Don't forget ... ... they're all at the perfect "smoke-ability" height for us normal blokes too. I, for one, would like to bang a dwarf before I shake off this mortal combat.
Try everything before you pop your clocks. Today, Matthew, I am Mrs Malaprop. I'd like to have it off with the following before I go to Devon: (1) A dwarf (2) A bird with one leg (3) A South American bird from Mexico in Central America (4) A bint with elephantitis of the flange (5) A porn star (6) Frank I'd like to point out that they'd all be female. I don't want to try loving out. Although I might think about it if I was given a "giver only" guarantee.
Whooooosssshhhhhh. Mortal coil, mortal combat. Pop clogs, pop clocks. Go to heaven, go to Devon. Mrs Malaprop. Kinell Jay. I've told people you're smart. I've made a right tw4t of myself again.

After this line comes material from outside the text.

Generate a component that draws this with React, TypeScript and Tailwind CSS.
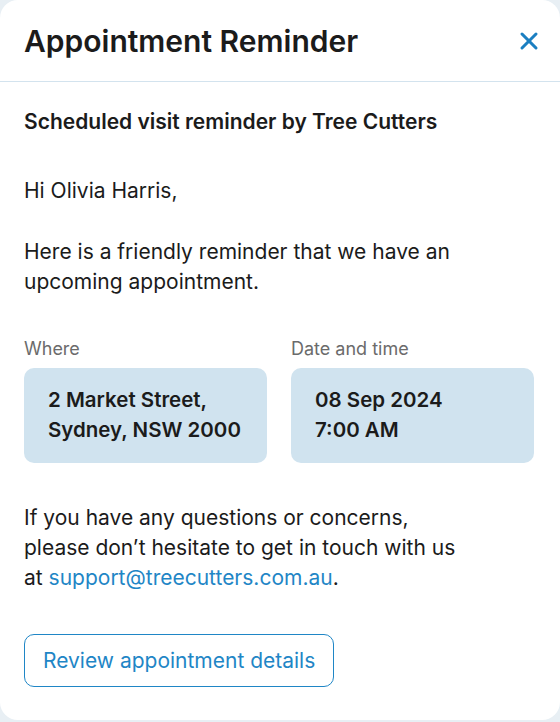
import { X } from "lucide-react";

const details = [
  { label: "Where", lines: ["2 Market Street,", "Sydney, NSW 2000"] },
  { label: "Date and time", lines: ["08 Sep 2024", "7:00 AM"] },
];

export default function App() {
  return (
    <div
      className="min-h-[722px] bg-[#e8eff4] text-[#1b1b1b]"
      style={{ fontFamily: "Inter, 'Noto Sans', sans-serif" }}
    >
      <div className="h-[720px] rounded-[18px] bg-white">
        <header className="flex h-[82px] items-center justify-between border-b border-[#d3e3ee] pl-6 pr-[17px]">
          <h1 className="text-[30px] font-semibold leading-9">
            Appointment Reminder
          </h1>
          <button className="text-[#1b7fc1]">
            <X className="h-7 w-7" strokeWidth={2.6} />
          </button>
        </header>

        <div className="px-6 pt-[26px] text-[21px] leading-[30px]">
          <h2 className="text-[21px] font-semibold leading-7">
            Scheduled visit reminder by Tree Cutters
          </h2>

          <p className="mt-10">Hi Olivia Harris,</p>
          <p className="mt-[31px]">
            Here is a friendly reminder that we have an
            <br />
            upcoming appointment.
          </p>

          <div className="mt-10 grid w-[510px] grid-cols-2 gap-6">
            {details.map((d) => (
              <div key={d.label}>
                <div className="text-[18px] leading-6 text-[#6b6b6b]">
                  {d.label}
                </div>
                <div className="mt-[7px] h-[95px] rounded-[10px] bg-[#d0e3ef] px-6 pt-[17px] text-[20.5px] font-semibold leading-[30px]">
                  {d.lines.map((l) => (
                    <div key={l}>{l}</div>
                  ))}
                </div>
              </div>
            ))}
          </div>

          <p className="mt-10">
            If you have any questions or concerns,
            <br />
            please don’t hesitate to get in touch with us
            <br />
            at{" "}
            <a className="text-[#1f86c6]" href="#">
              support@treecutters.com.au
            </a>
            .
          </p>

          <button className="mt-[41px] h-[53px] rounded-[10px] border border-[#1f86c6] px-[18px] text-[#1f86c6]">
            Review appointment details
          </button>
        </div>
      </div>
    </div>
  );
}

RE: Try everything before you pop your clocks. Before I die I'd like to try out 'Merlin' from Abra girls - magic.
Nope. I wasn't trying to be funny. On the other hand - you were trying to be a lovely person. A big fat lovely person.
Good point. I wonder what her wizards sleeve is like? If I got something terminal I'd nail everything, dead or alive, I possibly could. And Jay.